The Recherche Data Gouv platform is made up of 5 modules aimed at providing researchers with:

  • A deposit and dissemination service (repository) dedicated to data for which none of the existing disciplinary repositories could provide a suitable solution; this service will be hosted in a labelled national data centre;
  • A catalogue of French research data deposited in national or international thematic and disciplinary repositories;
  • Data support services:
    • Data workshops: these are set up in the framework of site policies and provide researchers with a first level of expertise and services for the preparation and dissemination of data;
    • Thematic reference centres: these support the data workshops by designing and implementing thematic/disciplinary reference systems for individual scientific fields. They are supported by national research organisations and/or infrastructures. The reference centres provide the disciplinary expertise required to determine the best practices defined by the scientific community, such as the embargo period, data description standards, disciplinary/thematic repositories, etc., in compliance with the international ecosystem;
    • Resource centres attached to Recherche Data Gouv: these provide various services linked to the national generic data repository, the catalogue, e-learning, the assignment of unique identifiers for datasets (DOIs), data management plan tools, etc.

Services available as of March 2022

The project has a 3-year working schedule:

  • From the start of 2022: the progressive launch of data workshops according to their creation on different sites throughout France
  • March 2022: centralised services
    • Opening of the data repository and catalogue
    • Resource centre for the repository and catalogue
    • Resource centres for support services, training, communication about the appropriation of services for data deposit and identifiers, etc.
  • 2022-2023: data feeding campaigns run by the data workshops and publishing and open archive actors
  • 2023-2024: harvesting of national and international data repositories to flag disciplinary/thematic data

A system developed by and for the research community

The INRAE has been asked to manage the ‘repository’ and ‘catalogue’ modules as it is the actor with the most experience in the generic warehouses in France. The INRAE has developed multidisciplinary expertise by disseminating data from different scientific fields. Over the past 5 years, it has used Dataverse, the open source solution developed by Harvard and widely adopted by the French community.

The repository and catalogue modules will be based on the service currently provided within the INRAE which will be adapted to the needs of the whole community.

The INRAE team of 8.2 full time equivalent (FTEs) employees provides expertise for the national project alongside 5 FTEs from other institutions that also have repository expertise -University of Grenoble Alpes, University of Lille, Université de Lorraine, Université de Paris, University Paris Nanterre, University of Strasbourg and the CNRS.

These institutions will be part of the governance of the project.

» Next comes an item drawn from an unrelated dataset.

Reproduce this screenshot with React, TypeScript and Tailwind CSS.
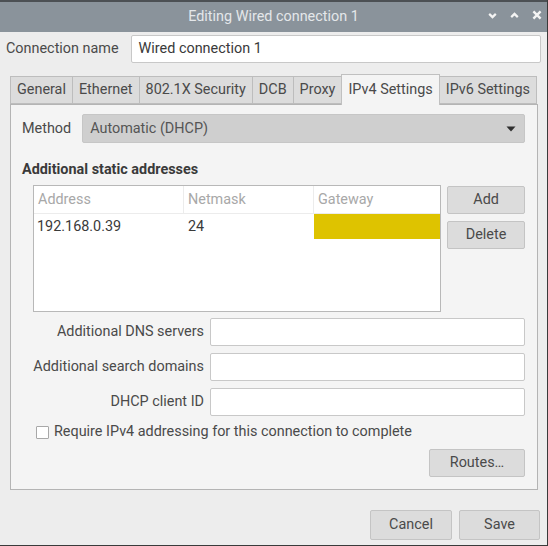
import React from 'react';

const tabs = ['General', 'Ethernet', '802.1X Security', 'DCB', 'Proxy', 'IPv4 Settings', 'IPv6 Settings'];

const fields = ['Additional DNS servers', 'Additional search domains', 'DHCP client ID'];

const Btn = ({ label, className = '' }: { label: string; className?: string }) => (
  <button className={`h-[28px] bg-[#dcdcdc] border border-[#c4c4c4] rounded-[2px] text-[#4a4a4a] text-[14.4px] ${className}`}>
    {label}
  </button>
);

const App = () => {
  return (
    <div
      className="w-[548px] h-[546px] bg-[#ededed] flex flex-col border-r border-b border-[#3a3a3a] text-[#4a4a4a] text-[14.4px] leading-[20px] overflow-hidden"
      style={{ fontFamily: 'Roboto, "Liberation Sans", sans-serif' }}
    >
      {/* title bar */}
      <div className="h-[32px] bg-[#8a939b] border-t-2 border-[#4c5054] flex items-center relative shrink-0">
        <div className="flex-1 text-center text-[#e4e7ea] text-[14.4px]">Editing Wired connection 1</div>
        <div className="absolute right-[4px] top-[7px] flex items-center gap-[11px] text-[#f4f4f4]">
          <svg width="11" height="11" viewBox="0 0 10 10"><path d="M2 3.5 L5 6.5 L8 3.5" stroke="currentColor" strokeWidth="2" fill="none" /></svg>
          <svg width="11" height="11" viewBox="0 0 10 10"><path d="M2 6.5 L5 3.5 L8 6.5" stroke="currentColor" strokeWidth="2" fill="none" /></svg>
          <svg width="12" height="12" viewBox="0 0 10 10"><path d="M2 2 L8 8 M8 2 L2 8" stroke="currentColor" strokeWidth="2" fill="none" /></svg>
        </div>
      </div>

      {/* connection name */}
      <div className="flex items-center pl-[6px] pr-[6px] mt-[3px] gap-[12px]">
        <span className="whitespace-nowrap">Connection name</span>
        <div className="flex-1 h-[28px] bg-white border border-[#c8c8c8] rounded-[2px] flex items-center px-[7px] text-[#3a3a3a]">
          Wired connection 1
        </div>
      </div>

      {/* tabs */}
      <div className="ml-[10px] mr-[9px] mt-[11px] flex flex-col">
        <div className="flex items-end h-[30px]">
          {tabs.map((t) => {
            const active = t === 'IPv4 Settings';
            return (
              <div
                key={t}
                className={
                  active
                    ? 'h-[31px] -mb-px -ml-px z-10 bg-[#f4f4f4] border border-b-0 border-[#c0c0c0] px-[6px] flex items-center whitespace-nowrap'
                    : 'h-[28px] bg-[#dcdcdc] border border-[#bdbdbd] -ml-px first:ml-0 px-[6px] flex items-center whitespace-nowrap'
                }
              >
                {t}
              </div>
            );
          })}
        </div>

        <div className="h-[386px] bg-[#f4f4f4] border border-[#b4b4b4] flex flex-col pl-[11px] pr-[12px] pt-[9px]">
          <div className="flex items-center gap-[11px]">
            <span>Method</span>
            <div className="flex-1 h-[29px] bg-[#cfcfcf] border border-[#c6c6c6] rounded-[2px] flex items-center justify-between pl-[7px] pr-[8px] text-[#555]">
              <span>Automatic (DHCP)</span>
              <svg width="10" height="6" viewBox="0 0 10 6"><path d="M0.5 0.5 L9.5 0.5 L5 5.5 Z" fill="#2f2f2f" /></svg>
            </div>
          </div>

          <div className="font-bold text-[#3a3a3a] mt-[18px] leading-[18px]">Additional static addresses</div>

          <div className="flex mt-[6px] ml-[11px] gap-[6px]">
            <div className="w-[409px] h-[127px] bg-white border border-[#b8b8b8] flex flex-col">
              <div className="flex h-[28px] text-[#a8a8a8] border-b border-[#ececec]">
                <div className="w-[150px] border-r border-[#ececec] pl-[4px] flex items-center">Address</div>
                <div className="w-[130px] border-r border-[#ececec] pl-[4px] flex items-center">Netmask</div>
                <div className="flex-1 pl-[4px] flex items-center">Gateway</div>
              </div>
              <div className="flex h-[25px] text-[#3a3a3a]">
                <div className="w-[150px] pl-[3px] flex items-center">192.168.0.39</div>
                <div className="w-[130px] pl-[4px] flex items-center">24</div>
                <div className="flex-1 bg-[#dec300]" />
              </div>
            </div>
            <div className="flex flex-col gap-[7px] w-[78px] pt-px">
              <Btn label="Add" className="w-full" />
              <Btn label="Delete" className="w-full" />
            </div>
          </div>

          <div className="flex flex-col gap-[7px] mt-[6px]">
            {fields.map((f) => (
              <div key={f} className="flex items-center gap-[6px]">
                <span className="w-[182px] text-right whitespace-nowrap">{f}</span>
                <div className="flex-1 h-[28px] bg-white border border-[#c8c8c8] rounded-[2px]" />
              </div>
            ))}
          </div>

          <div className="flex items-center gap-[5px] mt-[6px] ml-[14px]">
            <div className="w-[13px] h-[13px] bg-white border border-[#a8a8a8] rounded-[1px]" />
            <span>Require IPv4 addressing for this connection to complete</span>
          </div>

          <div className="flex justify-end mt-[7px]">
            <Btn label="Routes…" className="w-[96px]" />
          </div>
        </div>
      </div>

      <div className="flex justify-end gap-[7px] pr-[7px] mt-[20px]">
        <Btn label="Cancel" className="w-[82px] h-[30px]" />
        <Btn label="Save" className="w-[81px] h-[30px]" />
      </div>
    </div>
  );
};

export default App;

The data workshops will be based on existing initiatives or developed by data experts who work closely with the researchers concerned and will offer a first level of expertise at the local scale. They will be managed in association with universities, schools and research organisations in the framework of site policies. The first call for expressions of interest will be launched in September 2021 with the first data workshops scheduled to be labelled in January 2022. Three calls per year will then be organised in 2022 and 2023.

Subsidiarity, trust, sharing and visibility: the guiding principles of Recherche Data Gouv

  • Principle of subsidiarity with existing national or international disciplinary repositories
  • Principle of subsidiarity in providing support for researchers and in the moderation of repositories: data workshops on the sites
  • Principle of recognition of data producers
  • Depositing research data whether associated with publications or not
  • Quality platform: data curation
  • Trust platform (Core Trust Seal)
  • Pooling resources for the modules: warehouse, catalogue and resource centres
  • The visibility of the production of institutions (logo, etc.), research structures and researchers
  • Monitoring and reporting indicators (number of data sets deposited, downloaded, etc.) by institution, scientific field, etc.
  • International visibility
  • Integration into the national and international research data ecosystem and the French contribution to the EOSC.